The auditor of the Company shall have a right of access to the books and accounts and any other evidence relating to income, expenses, as well as assets and liabilities of the Company during its business hours, and shall be entitled to require from the officers or employees of the Company such information and explanations as he/she thinks necessary for the performance of his/her duties. The auditor shall furnish a report of balance sheet and accounts to the annual ordinary meeting, and shall also state in such report as to whether the balance sheet has been properly produced, and actually and accurately reflects the business status of the Company.

ARTICLE 35: In no event shall dividends be paid except out of surplus. No dividends shall be paid in the event of accrued losses.

Except for the case of preferred shares for which the Articles otherwise stated, dividends shall be distributed by the number of shares held and equally per share.

Dividend distribution must be approved by the shareholder meeting.

The directors may from time to time pay to the shareholders such interim dividends as appear to the directors to be justified by the surplus of the Company.

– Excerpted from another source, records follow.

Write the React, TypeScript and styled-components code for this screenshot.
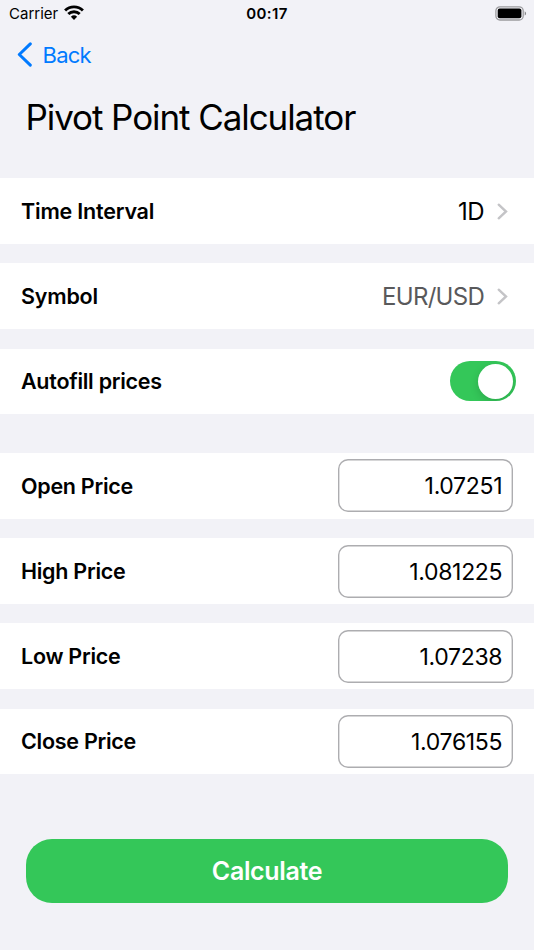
import React from "react";
import styled, { createGlobalStyle } from "styled-components";

const Global = createGlobalStyle`
  * { box-sizing: border-box; }
  body { margin: 0; background: #f2f2f7; font-family: Inter, sans-serif; color: #000; }
`;
const Screen = styled.main`
  width: 534px; height: 950px; display: flex; flex-direction: column; background: #f2f2f7; overflow: hidden;
`;
const StatusBar = styled.header`
  height: 28px; flex: none; display: grid; grid-template-columns: 1fr auto 1fr; align-items: center;
  padding: 0 7px 0 9px; font-size: 15px; line-height: 28px;
`;
const Carrier = styled.div`display: flex; align-items: center; gap: 6px;`;
const WifiIcon = styled.svg`margin-bottom: 3px;`;
const Label = styled.span<{ $track?: number }>`
  display: block; white-space: nowrap; letter-spacing: ${p => p.$track ?? 0}px;
`;
const Clock = styled.time`font-weight: 600; letter-spacing: 0.35px; padding-right: 2px;`;
const Battery = styled.svg`justify-self: end; margin-bottom: 1px;`;
const BackButton = styled.button`
  height: 52px; flex: none; border: 0; background: none; padding: 1px 0 0 16.5px; display: flex; align-items: center;
  gap: 11px; color: #007aff; font: 400 22px/52px Inter, sans-serif;
`;
const Title = styled.h1`
  margin: 0; height: 98.2px; flex: none; padding: 12px 26px 0 25.5px; font-size: 35px; line-height: 50px; font-weight: 400;
`;
const Group = styled.section<{ $gap?: number }>`
  display: flex; flex-direction: column; gap: 19.4px; margin-top: ${p => p.$gap ?? 0}px;
`;
const Row = styled.div`
  height: 65.8px; flex: none; background: #fff; display: flex; align-items: center; justify-content: space-between; padding: 0 21px;
`;
const RowName = styled.span<{ $track?: number }>`
  font-size: 21.5px; font-weight: 600; letter-spacing: ${p => p.$track ?? -0.27}px;
`;
const Choice = styled.div<{ $muted?: boolean }>`
  display: flex; align-items: center; gap: 13px; padding: 1px 5px 0 0; font-size: 24px;
  color: ${p => p.$muted ? "#59595b" : "#000"};
`;
const Toggle = styled.button`
  width: 66px; height: 40px; border: 0; border-radius: 20px; padding: 2px 2.7px 2px 2px; margin-right: -3px;
  background: #34c759; display: flex; align-items: center; justify-content: flex-end; overflow: hidden;
`;
const Knob = styled.span`
  width: 35.5px; height: 35.5px; border-radius: 50%; background: #fff; box-shadow: 0 3px 8px rgba(0, 0, 0, 0.15);
`;
const Price = styled.input`
  width: 175.4px; height: 53px; border: 0; border-radius: 10px; background: #fff;
  box-shadow: inset 0 0 0 1.4px #adadb0;
  text-align: right; padding: 1px 10.8px 0; font: 400 23px Inter, sans-serif; letter-spacing: -0.32px; color: #000;
`;
const Calculate = styled.button`
  margin: 64.4px 26px 0; height: 64.4px; flex: none; border: 0; border-radius: 26px; background: #34c759; color: #fff;
  font: 600 25px Inter, sans-serif; letter-spacing: -0.35px;
`;

const Chevron = () => (
  <svg width="11" height="17" viewBox="0 0 11 17" fill="none">
    <path d="M1.7 1.7 9 8.5 1.7 15.3" stroke="#c4c4c7" strokeWidth="2.4" strokeLinecap="round" strokeLinejoin="miter" />
  </svg>
);

const prices = [
  { name: "Open Price", value: "1.07251" },
  { name: "High Price", value: "1.081225" },
  { name: "Low Price", value: "1.07238" },
  { name: "Close Price", value: "1.076155" },
];

export default function App() {
  return (
    <>
      <Global />
      <Screen>
        <StatusBar>
          <Carrier>
            <Label>Carrier</Label>
            <WifiIcon width="20" height="15" viewBox="0 0 20 15" fill="none" stroke="#000" strokeWidth="2.9">
              <path d="M1.1 5.5a12.8 12.8 0 0 1 17.8 0M4.3 9a8.2 8.2 0 0 1 11.4 0" />
              <path d="M10 15 6.9 11.8a4.5 4.5 0 0 1 6.2 0Z" fill="#000" stroke="none" />
            </WifiIcon>
          </Carrier>
          <Clock>00:17</Clock>
          <Battery width="32" height="15" viewBox="0 0 32 15">
            <rect x=".9" y=".8" width="27.3" height="13.2" rx="4" fill="none" stroke="#9c9c9f" strokeWidth="1.3" />
            <rect x="2.7" y="2.6" width="23.7" height="9.6" rx="2" />
            <path d="M29.7 5.2v4.4c1.9-.8 1.9-3.6 0-4.4" fill="#88888b" />
          </Battery>
        </StatusBar>
        <BackButton>
          <svg width="15" height="25" viewBox="0 0 15 25" fill="none">
            <path d="M13.3 1.9 2.3 12.5 13.3 23.1" stroke="#007aff" strokeWidth="3" strokeLinecap="round" strokeLinejoin="round" />
          </svg>
          <Label $track={-0.75}>Back</Label>
        </BackButton>
        <Title><Label $track={-1.08}>Pivot Point Calculator</Label></Title>
        <Group>
          <Row><RowName $track={-0.2}>Time Interval</RowName><Choice><Label $track={-0.6}>1D</Label><Chevron /></Choice></Row>
          <Row><RowName $track={-0.2}>Symbol</RowName><Choice $muted><Label $track={-0.72}>EUR/USD</Label><Chevron /></Choice></Row>
          <Row><RowName>Autofill prices</RowName><Toggle role="switch" aria-checked="true"><Knob /></Toggle></Row>
        </Group>
        <Group $gap={38.6}>
          {prices.map(p => (
            <Row key={p.name}><RowName>{p.name}</RowName><Price defaultValue={p.value} /></Row>
          ))}
        </Group>
        <Calculate>Calculate</Calculate>
      </Screen>
    </>
  );
}
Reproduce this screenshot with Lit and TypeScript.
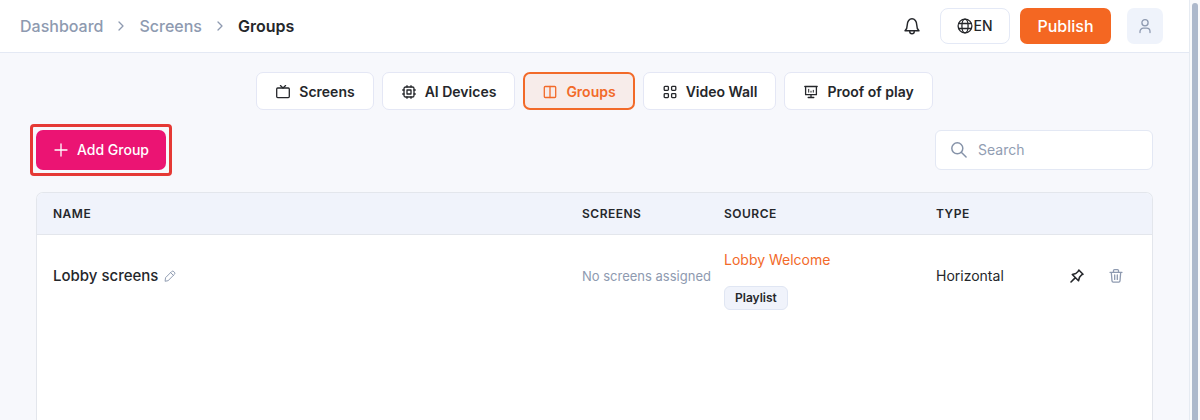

Dividend payment shall be made within 1 month from the date the shareholder meeting or Board of Directors resolved, as the case may be. Such dividend payment shall be notified in writing to the shareholders and advertised in newspaper. No interest shall be charged to the Company if such dividend payment has been made within the period prescribed by law.

ARTICLE 36: The Company shall set aside cash reserve of not less than 5 percent of the annual net profits deducted with the brought-forward losses (if any) until the reserve reaches the amount of not less than 10 percent of the authorized capital of the Company.